In the wake of the Supreme Court’s TC Heartland decision (which significantly limited the venues where a plaintiff can file patent-infringement lawsuits), many defendants raised venue challenges for the first time after answering the plaintiff’s complaint. And many courts held that defendants in presently pending cases had waived an improper venue challenge by failing to file a motion to dismiss due to improper venue prior to filing their answers. Those courts held that the venue challenge was “available” to the defendants at the time (despite being squarely foreclosed by then-existing Federal Circuit precedent) such that the failure to challenge venue prior to answering resulted in waiver of the venue challenge under Federal Rule of Civil Procedure 12(h)(1)(A). Rule 12(h)(1)(A) provides for waiver when a defendant omits an available venue defense from an initial motion to dismiss or fails to file the venue challenge prior to answering the complaint.
In In re Micron (available here), the Federal Circuit held that those courts had incorrectly found waiver based on Rule 12:
We conclude that TC Heartland changed the controlling law in the relevant sense: at the time of the initial motion to dismiss, before the Court decided TC Heartland, the venue defense now raised by Micron (and others) based on TC Heartland’s interpretation of the venue statute was not “available,” thus making the waiver rule of Rule 12(g)(2) and (h)(1)(A) inapplicable.
The Court found that the improper venue defense, prior to TC Heartland, was not available because “until the Supreme Court decided TC Heartland . . . it would have been improper, given controlling precedent, for the district court to dismiss or to transfer for lack of venue. . . . Where controlling law precluded the district court, at the time of the motion, from adopting a defense or objection and on that basis granting the motion, it is natural to say, in this context, that the defense or objection was not ‘available’ to the movant.”
But the Federal Circuit nevertheless went on to find that a district court still has authority to find that a patent-infringement defendant has waived its improper venue defense:
But that waiver rule, we also conclude, is not the only basis on which a district court might reject a venue defense for non-merits reasons, such as by determining that the defense was not timely presented. A less bright-line, more discretionary framework applies even when Rule 12(g)(2) and hence Rule 12(h)(1)(A) does not.
Because the district court improperly found waiver under Rule 12, the Federal Circuit reversed and remanding for the district court to consider anew the defendant’s venue challenge. In doing so, the Federal Circuit set forth several considerations for district courts under this “discretionary framework”:
- “[N]othing in the Federal Rules of Civil Procedure would preclude a district court from applying other standards, such as those requiring timely and adequate preservation, to find a venue objection lost if, for example, it was not made until long after the statutory change took effect.”

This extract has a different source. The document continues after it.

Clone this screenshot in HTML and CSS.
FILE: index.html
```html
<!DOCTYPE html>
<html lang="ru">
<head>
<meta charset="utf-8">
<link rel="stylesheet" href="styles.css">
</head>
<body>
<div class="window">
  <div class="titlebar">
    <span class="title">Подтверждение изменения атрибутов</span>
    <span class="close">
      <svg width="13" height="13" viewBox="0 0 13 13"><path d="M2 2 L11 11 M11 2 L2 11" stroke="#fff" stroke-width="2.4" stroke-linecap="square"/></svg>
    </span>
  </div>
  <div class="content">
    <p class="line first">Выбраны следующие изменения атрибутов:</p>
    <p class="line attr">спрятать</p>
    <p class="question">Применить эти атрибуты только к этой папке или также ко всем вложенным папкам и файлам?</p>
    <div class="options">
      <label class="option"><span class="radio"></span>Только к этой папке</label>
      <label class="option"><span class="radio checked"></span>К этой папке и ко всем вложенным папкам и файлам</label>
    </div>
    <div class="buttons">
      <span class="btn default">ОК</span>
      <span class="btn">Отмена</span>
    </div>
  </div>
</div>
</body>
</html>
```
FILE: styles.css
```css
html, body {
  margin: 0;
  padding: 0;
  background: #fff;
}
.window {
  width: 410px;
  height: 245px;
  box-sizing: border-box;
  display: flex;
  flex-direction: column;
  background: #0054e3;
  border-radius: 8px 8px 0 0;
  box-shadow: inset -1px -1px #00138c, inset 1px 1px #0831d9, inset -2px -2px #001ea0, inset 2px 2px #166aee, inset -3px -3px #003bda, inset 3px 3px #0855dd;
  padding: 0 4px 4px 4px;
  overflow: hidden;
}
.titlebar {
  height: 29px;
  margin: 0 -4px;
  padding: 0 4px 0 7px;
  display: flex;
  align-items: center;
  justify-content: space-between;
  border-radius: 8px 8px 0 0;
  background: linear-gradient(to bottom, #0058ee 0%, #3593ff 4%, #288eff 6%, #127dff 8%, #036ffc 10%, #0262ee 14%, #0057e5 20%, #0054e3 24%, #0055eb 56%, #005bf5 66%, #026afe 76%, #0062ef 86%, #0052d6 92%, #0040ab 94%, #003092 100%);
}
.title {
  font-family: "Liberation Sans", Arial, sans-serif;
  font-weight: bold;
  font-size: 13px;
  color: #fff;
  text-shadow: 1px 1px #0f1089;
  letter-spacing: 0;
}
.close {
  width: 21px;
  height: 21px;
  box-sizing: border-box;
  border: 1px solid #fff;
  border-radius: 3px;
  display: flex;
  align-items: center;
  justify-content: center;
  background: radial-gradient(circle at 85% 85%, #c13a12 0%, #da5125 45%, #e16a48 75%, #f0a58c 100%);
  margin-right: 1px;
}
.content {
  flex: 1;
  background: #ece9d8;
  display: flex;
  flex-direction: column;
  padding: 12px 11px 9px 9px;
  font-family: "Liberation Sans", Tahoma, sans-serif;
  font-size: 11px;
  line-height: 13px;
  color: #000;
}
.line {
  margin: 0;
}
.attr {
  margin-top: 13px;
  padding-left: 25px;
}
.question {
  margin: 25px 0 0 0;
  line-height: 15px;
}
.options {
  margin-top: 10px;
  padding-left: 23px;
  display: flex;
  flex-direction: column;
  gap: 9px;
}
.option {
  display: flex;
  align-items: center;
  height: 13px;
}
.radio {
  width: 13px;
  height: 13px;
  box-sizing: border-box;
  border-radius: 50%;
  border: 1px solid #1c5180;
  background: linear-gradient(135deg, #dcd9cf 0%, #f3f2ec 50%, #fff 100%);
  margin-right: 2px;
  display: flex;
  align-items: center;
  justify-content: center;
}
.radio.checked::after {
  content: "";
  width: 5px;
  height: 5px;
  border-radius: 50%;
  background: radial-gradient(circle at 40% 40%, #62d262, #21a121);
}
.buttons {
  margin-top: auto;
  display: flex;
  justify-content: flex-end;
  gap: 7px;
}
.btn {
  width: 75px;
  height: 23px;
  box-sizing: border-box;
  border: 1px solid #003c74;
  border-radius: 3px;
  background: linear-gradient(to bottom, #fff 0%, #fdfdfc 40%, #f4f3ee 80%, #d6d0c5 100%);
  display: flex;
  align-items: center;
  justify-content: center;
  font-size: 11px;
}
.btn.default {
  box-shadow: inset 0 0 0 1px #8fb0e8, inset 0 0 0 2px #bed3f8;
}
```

- “Congress has provided express statutory confirmation of judicial authority to consider the timeliness and adequacy of a venue objection: 28 U.S.C. § 1406(b) provides that ‘[n]othing in this chapter shall impair the jurisdiction of a district court of any matter involving a party who does not interpose timely and sufficient objection to the venue.’”

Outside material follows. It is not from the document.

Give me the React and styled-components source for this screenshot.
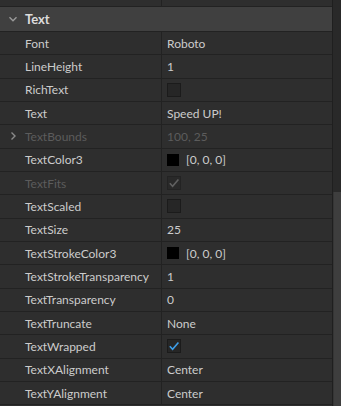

- “Being a privilege, [venue] may be lost. It may be lost by failure to assert it seasonably, by formal submission in a cause, or by submission through conduct.”
- “We have not provided a precedential answer to the question whether the timeliness determination may take account of factors other than the sheer time from when the defense becomes available to when it is asserted, including factors such as how near is the trial, which may implicate efficiency or other interests of the judicial system and of other participants in the case. But we have denied mandamus, finding no clear abuse of discretion, in several cases involving venue objections based on TC Heartland that were presented close to trial. We also note a scenario that presents at least an obvious starting point for a claim of forfeiture, whether based on timeliness or consent or distinct grounds: a defendant’s tactical wait-and-see bypassing of an opportunity to declare a desire for a different forum, where the course of proceedings might well have been altered by such a declaration.”
At bottom, In re Micron is of limited import, because it only applies to those cases pending at the time of the TC Heartland decision where defendants did not lodge venue challenges pre-TC Heartland but had venue challenges available to them post-TC Heartland because of TC Heartland’s change in the law. Of course, for those cases filed post-TC Heartland, defendants sued in improper venue now have the venue challenge made available to them by TC Heartland, so those defendants will waive their venue challenge by failing to challenge venue prior to answering.